If you do need to keep the matrices symmetric with a zero diagonal all along the training process, you can do the following:
import tensorflow as tf
from tensorflow.contrib.distributions import fill_triangular
M = 2 # batch size
s = 4 # matrix size
rates = tf.get_variable(shape=(M,s*(s+1)/2), name="R", dtype=float)
# Q will be triangular (with a non-zero diagonal!)
Q = fill_triangular(rates)
# set the diagonal of Q to zero.
Q = tf.linalg.set_diag(Q,tf.zeros((M,s)))
# make Q symmetric
Q = Q + tf.transpose(Q,[0,2,1])
Here is a test that verifies that the matrices hold the required properties, even after training:
import numpy as np
# define some arbitrary loss function
Q_target = tf.constant(np.random.normal(size=(1,s,s)).astype(np.float32))
loss = tf.nn.l2_loss(Q-Q_target)
# a single training step (which will update the matrices)
train_step = tf.train.GradientDescentOptimizer(learning_rate=0.1).minimize(loss)
sess = tf.Session()
sess.run(tf.global_variables_initializer())

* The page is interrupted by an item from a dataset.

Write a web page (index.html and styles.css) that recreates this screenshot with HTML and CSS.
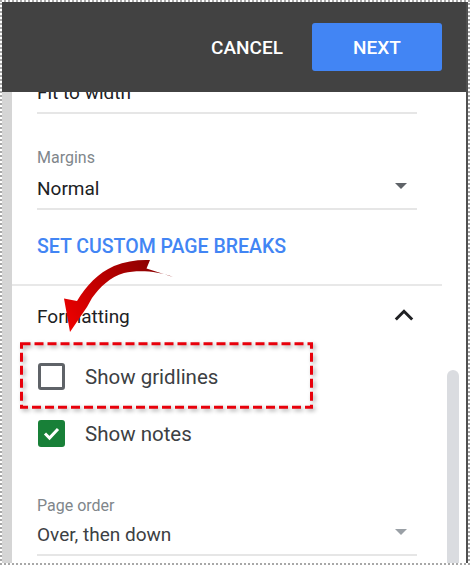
FILE: index.html
```html
<!DOCTYPE html>
<html lang="en">
<head>
    <meta charset="UTF-8">
    <title>Print settings</title>
    <link rel="stylesheet" href="styles.css">
</head>
<body>
<div class="frame">
    <div class="window">
        <header class="toolbar">
            <span class="toolbar__cancel">CANCEL</span>
            <span class="toolbar__next">NEXT</span>
        </header>
        <div class="main">
            <div class="gutter"></div>
            <div class="panel">
                <div class="field field--cut">
                    <div class="field__label">Scale</div>
                    <div class="field__value">Fit to width</div>
                </div>
                <div class="field">
                    <div class="field__label">Margins</div>
                    <div class="field__value">Normal <span class="caret"></span></div>
                </div>
                <div class="link">SET CUSTOM PAGE BREAKS</div>
                <div class="divider"></div>
                <div class="section">
                    <span>Formatting</span>
                    <svg class="section__chevron" width="20" height="12" viewBox="0 0 20 12">
                        <polyline points="1.8,10.5 10,2.3 18.2,10.5" fill="none" stroke="#202124" stroke-width="3"/>
                    </svg>
                </div>
                <div class="checks">
                    <div class="check">
                        <span class="check__box"></span>
                        <span class="check__label">Show gridlines</span>
                    </div>
                    <div class="check">
                        <span class="check__box check__box--on">
                            <svg width="21" height="21" viewBox="0 0 21 21">
                                <polyline points="4,10.5 8.5,15 17,6" fill="none" stroke="#fff" stroke-width="3"/>
                            </svg>
                        </span>
                        <span class="check__label">Show notes</span>
                    </div>
                </div>
                <div class="field field--muted">
                    <div class="field__label">Page order</div>
                    <div class="field__value">Over, then down <span class="caret"></span></div>
                </div>
            </div>
            <div class="scroll">
                <div class="scroll__thumb"></div>
            </div>
        </div>
    </div>
</div>
<svg class="annotation" width="470" height="565" viewBox="0 0 470 565">
    <defs>
        <linearGradient id="arrowFill" x1="170" y1="262" x2="70" y2="330" gradientUnits="userSpaceOnUse">
            <stop offset="0" stop-color="#7d0000"/>
            <stop offset="1" stop-color="#ee0000"/>
        </linearGradient>
    </defs>
    <rect class="annotation__box" x="21.5" y="343.8" width="290" height="63.5"/>
    <path d="M150,260 L146.5,268.5 L173,277 C158,271 138,270 124,273 C110,277 100,287 92,298 L87,307 L70,332 L64,298.5 L77,301 C86,286 98,273 114,266 C126,261 138,259.5 150,260 Z" fill="url(#arrowFill)"/>
</svg>
</body>
</html>
```

FILE: styles.css
```css
html,
body {
    margin: 0;
    padding: 0;
    background: #fff;
}

body {
    position: relative;
    width: 470px;
    height: 565px;
    font-family: Roboto, "Noto Sans", sans-serif;
}

.frame {
    box-sizing: border-box;
    width: 470px;
    height: 565px;
    border: 2px dotted #a8a8a8;
}

.window {
    display: flex;
    flex-direction: column;
    height: 100%;
    border-right: 2px solid #505050;
}

.toolbar {
    flex: none;
    display: flex;
    align-items: center;
    justify-content: flex-end;
    height: 90px;
    padding-right: 24px;
    background: #424242;
}

.toolbar__cancel {
    margin-right: 29px;
    color: #fff;
    font-size: 19px;
    font-weight: 500;
}

.toolbar__next {
    display: flex;
    align-items: center;
    justify-content: center;
    width: 130px;
    height: 48px;
    border-radius: 3px;
    background: #4285f4;
    color: #fff;
    font-size: 19px;
    font-weight: 500;
}

.main {
    flex: 1;
    display: flex;
    min-height: 0;
}

.gutter {
    width: 10px;
    background: #d5d5d5;
}

.panel {
    width: 430px;
    overflow: hidden;
}

.scroll {
    flex: 1;
    overflow: hidden;
}

.scroll__thumb {
    width: 12px;
    height: 300px;
    margin: 278px 0 0 5px;
    border-radius: 6px 6px 0 0;
    background: #dadce0;
}

.field {
    margin: 0 25px;
    padding-top: 34px;
    border-bottom: 2px solid #e6e6e6;
}

.field--cut {
    margin-top: -74px;
}

.field__label {
    color: #80868b;
    font-size: 16px;
    line-height: 20px;
}

.field__value {
    display: flex;
    align-items: center;
    justify-content: space-between;
    margin-top: 7px;
    padding-bottom: 5px;
    color: #202124;
    font-size: 19px;
    line-height: 28px;
}

.field--muted .field__value {
    margin-top: 5px;
    color: #3c4043;
}

.caret {
    width: 0;
    height: 0;
    margin: 0 10px 6px 0;
    border-left: 6px solid transparent;
    border-right: 6px solid transparent;
    border-top: 6px solid #5f6368;
}

.field--muted .caret {
    border-top-color: #9aa0a6;
}

.link {
    margin: 25px 25px 0;
    color: #4285f4;
    font-size: 19.5px;
    font-weight: 500;
    line-height: 24px;
}

.divider {
    height: 2px;
    margin-top: 24.5px;
    background: #e8e8e8;
}

.section {
    display: flex;
    align-items: center;
    justify-content: space-between;
    margin: 17px 25px 0;
    color: #202124;
    font-size: 19px;
    line-height: 28px;
}

.section__chevron {
    margin: 0 3px 4px 0;
}

.checks {
    margin-top: 17px;
}

.check {
    display: flex;
    align-items: center;
    gap: 20px;
    height: 57px;
    margin-left: 26px;
}

.check__box {
    display: flex;
    align-items: center;
    justify-content: center;
    box-sizing: border-box;
    width: 27px;
    height: 27px;
    border: 3px solid #5f6368;
    border-radius: 3px;
}

.check__box--on {
    border-color: #188038;
    background: #188038;
}

.check__label {
    padding-top: 2px;
    color: #3c4043;
    font-size: 20.5px;
    line-height: 28px;
}

.annotation {
    position: absolute;
    top: 0;
    left: 0;
    pointer-events: none;
}

.annotation__box {
    fill: none;
    stroke: #e8000b;
    stroke-width: 3;
    stroke-dasharray: 9 4;
    filter: drop-shadow(2px 2px 2px rgba(0, 0, 0, .35));
}
```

# this is Q before training
print(sess.run(Q))
#[[[ 0. -0.564 0.318 -0.446]
# [-0.564 0. -0.028 0.2 ]
# [ 0.318 -0.028 0. 0.369]
# [-0.446 0.2 0.369 0. ]]
#
# [[ 0. 0.412 0.216 0.063]
# [ 0.412 0. 0.221 -0.336]
# [ 0.216 0.221 0. -0.653]
# [ 0.063 -0.336 -0.653 0. ]]]
# this is Q after training
sess.run(train_step)
print(sess.run(Q))
#[[[ 0. -0.548 0.235 -0.284]
# [-0.548 0. -0.055 0.074]
# [ 0.235 -0.055 0. 0.25 ]
# [-0.284 0.074 0.25 0. ]]
#
# [[ 0. 0.233 0.153 0.123]
# [ 0.233 0. 0.144 -0.354]
# [ 0.153 0.144 0. -0.568]
# [ 0.123 -0.354 -0.568 0. ]]]
Apparently you need something like convert_to_tensor.
This function converts Python objects of various types to Tensor objects. It accepts Tensor objects, numpy arrays, Python lists, and Python scalars.
Note: TensorFlow operations automatically convert NumPy ndarrays to Tensors.